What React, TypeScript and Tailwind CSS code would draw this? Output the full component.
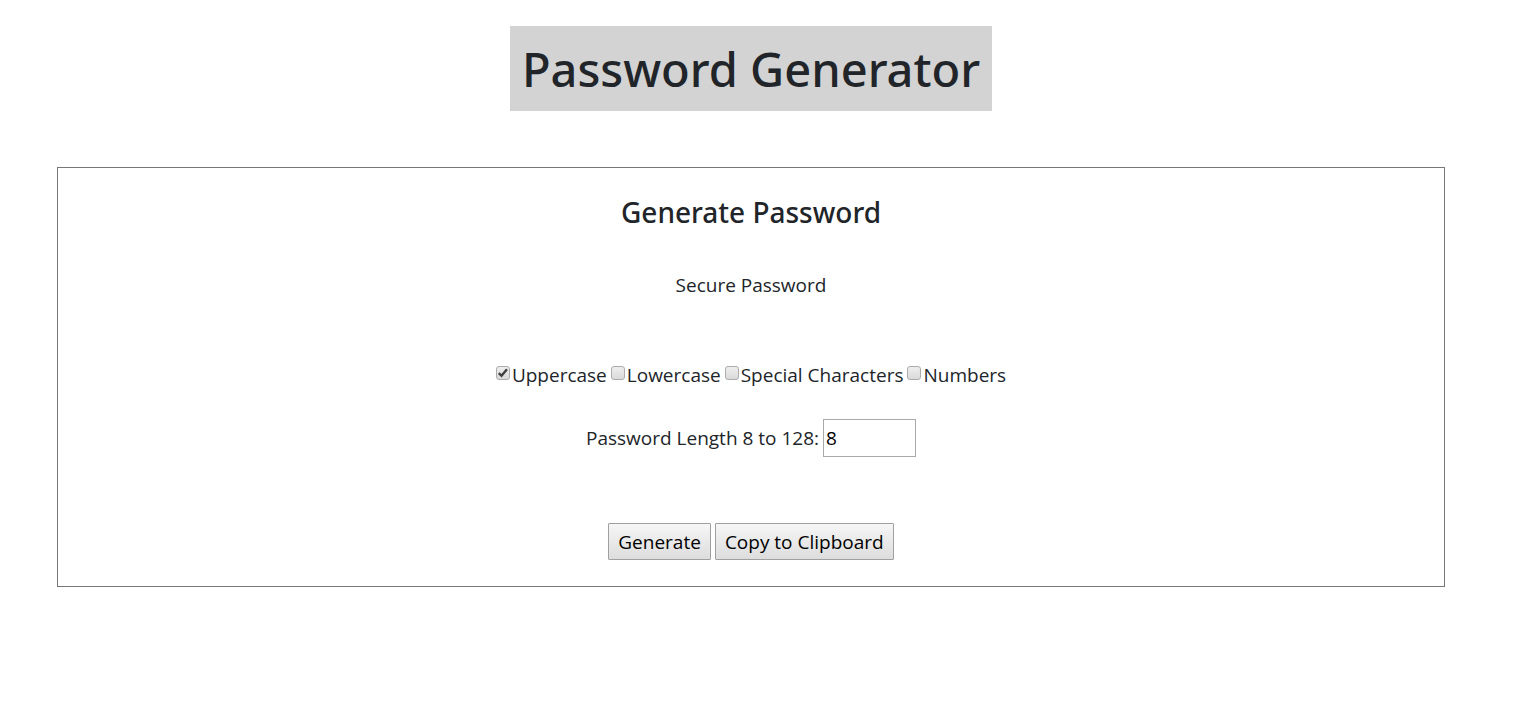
import { useState } from "react";

const kinds = ["Uppercase", "Lowercase", "Special Characters", "Numbers"];

export default function App() {
  const [checked, setChecked] = useState<string[]>(["Uppercase"]);
  const [length, setLength] = useState("8");
  const toggle = (kind: string) =>
    setChecked((c) => (c.includes(kind) ? c.filter((k) => k !== kind) : [...c, kind]));

  return (
    <main className="flex flex-col pt-[26px] pr-20 pl-[57px] font-['Open_Sans','Noto_Sans',sans-serif] text-[19px] text-[#212529]">
      <h1 className="self-center bg-[#d3d3d3] px-3 pt-[13px] pb-[11px] font-['Noto_Sans','Open_Sans',sans-serif] text-[47px] leading-[61px] font-medium">Password Generator</h1>
      <section className="mt-14 flex flex-col items-center border border-[#777777] pt-6 pb-[26px]">
        <h2 className="font-['Noto_Sans','Open_Sans',sans-serif] text-[28px] leading-10 font-medium">Generate Password</h2>
        <p className="mt-[39px] leading-7">Secure Password</p>
        <div className="mt-[62px] flex gap-1">
          {kinds.map((kind) => (
            <label key={kind} className="flex items-center gap-0.5 leading-7">
              <span className="grid pb-1">
                <input
                  type="checkbox"
                  checked={checked.includes(kind)}
                  onChange={() => toggle(kind)}
                  className="col-start-1 row-start-1 size-3.5 appearance-none rounded-[3px] border border-[#acacac] bg-linear-to-b from-[#eeeeee] to-[#dadada]"
                />
                {checked.includes(kind) && (
                  <svg viewBox="0 0 14 14" className="pointer-events-none col-start-1 row-start-1 size-3.5" aria-hidden="true">
                    <path d="M2.8 7.2 5.5 9.8 11 3.2" fill="none" stroke="#404040" strokeWidth="2.4" />
                  </svg>
                )}
              </span>
              {kind}
            </label>
          ))}
        </div>
        <div className="mt-[30px] flex items-center gap-1">
          <label htmlFor="length">Password Length 8 to 128:</label>
          <input
            id="length"
            type="text"
            inputMode="numeric"
            value={length}
            onChange={(e) => setLength(e.target.value)}
            className="h-[38px] w-[93px] border border-[#a9a9a9] px-0.5 text-black"
          />
        </div>
        <div className="mt-[66px] flex gap-1 text-black">
          <button type="button" className="h-[37px] rounded-[1px] border border-[#a0a0a0] bg-linear-to-b from-[#f6f6f6] to-[#dddddd] px-[9px] pt-0.5">
            Generate
          </button>
          <button type="button" className="h-[37px] rounded-[1px] border border-[#a0a0a0] bg-linear-to-b from-[#f6f6f6] to-[#dddddd] px-[9px] pt-0.5">
            Copy to Clipboard
          </button>
        </div>
      </section>
    </main>
  );
}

> _Task instructions_:
Without the pictures, repeat the listing above exactly.

> _The output_:
What React, TypeScript and Tailwind CSS code would draw this? Output the full component.
import { useState } from "react";

const kinds = ["Uppercase", "Lowercase", "Special Characters", "Numbers"];

export default function App() {
  const [checked, setChecked] = useState<string[]>(["Uppercase"]);
  const [length, setLength] = useState("8");
  const toggle = (kind: string) =>
    setChecked((c) => (c.includes(kind) ? c.filter((k) => k !== kind) : [...c, kind]));

  return (
    <main className="flex flex-col pt-[26px] pr-20 pl-[57px] font-['Open_Sans','Noto_Sans',sans-serif] text-[19px] text-[#212529]">
      <h1 className="self-center bg-[#d3d3d3] px-3 pt-[13px] pb-[11px] font-['Noto_Sans','Open_Sans',sans-serif] text-[47px] leading-[61px] font-medium">Password Generator</h1>
      <section className="mt-14 flex flex-col items-center border border-[#777777] pt-6 pb-[26px]">
        <h2 className="font-['Noto_Sans','Open_Sans',sans-serif] text-[28px] leading-10 font-medium">Generate Password</h2>
        <p className="mt-[39px] leading-7">Secure Password</p>
        <div className="mt-[62px] flex gap-1">
          {kinds.map((kind) => (
            <label key={kind} className="flex items-center gap-0.5 leading-7">
              <span className="grid pb-1">
                <input
                  type="checkbox"
                  checked={checked.includes(kind)}
                  onChange={() => toggle(kind)}
                  className="col-start-1 row-start-1 size-3.5 appearance-none rounded-[3px] border border-[#acacac] bg-linear-to-b from-[#eeeeee] to-[#dadada]"
                />
                {checked.includes(kind) && (
                  <svg viewBox="0 0 14 14" className="pointer-events-none col-start-1 row-start-1 size-3.5" aria-hidden="true">
                    <path d="M2.8 7.2 5.5 9.8 11 3.2" fill="none" stroke="#404040" strokeWidth="2.4" />
                  </svg>
                )}
              </span>
              {kind}
            </label>
          ))}
        </div>
        <div className="mt-[30px] flex items-center gap-1">
          <label htmlFor="length">Password Length 8 to 128:</label>
          <input
            id="length"
            type="text"
            inputMode="numeric"
            value={length}
            onChange={(e) => setLength(e.target.value)}
            className="h-[38px] w-[93px] border border-[#a9a9a9] px-0.5 text-black"
          />
        </div>
        <div className="mt-[66px] flex gap-1 text-black">
          <button type="button" className="h-[37px] rounded-[1px] border border-[#a0a0a0] bg-linear-to-b from-[#f6f6f6] to-[#dddddd] px-[9px] pt-0.5">
            Generate
          </button>
          <button type="button" className="h-[37px] rounded-[1px] border border-[#a0a0a0] bg-linear-to-b from-[#f6f6f6] to-[#dddddd] px-[9px] pt-0.5">
            Copy to Clipboard
          </button>
        </div>
      </section>
    </main>
  );
}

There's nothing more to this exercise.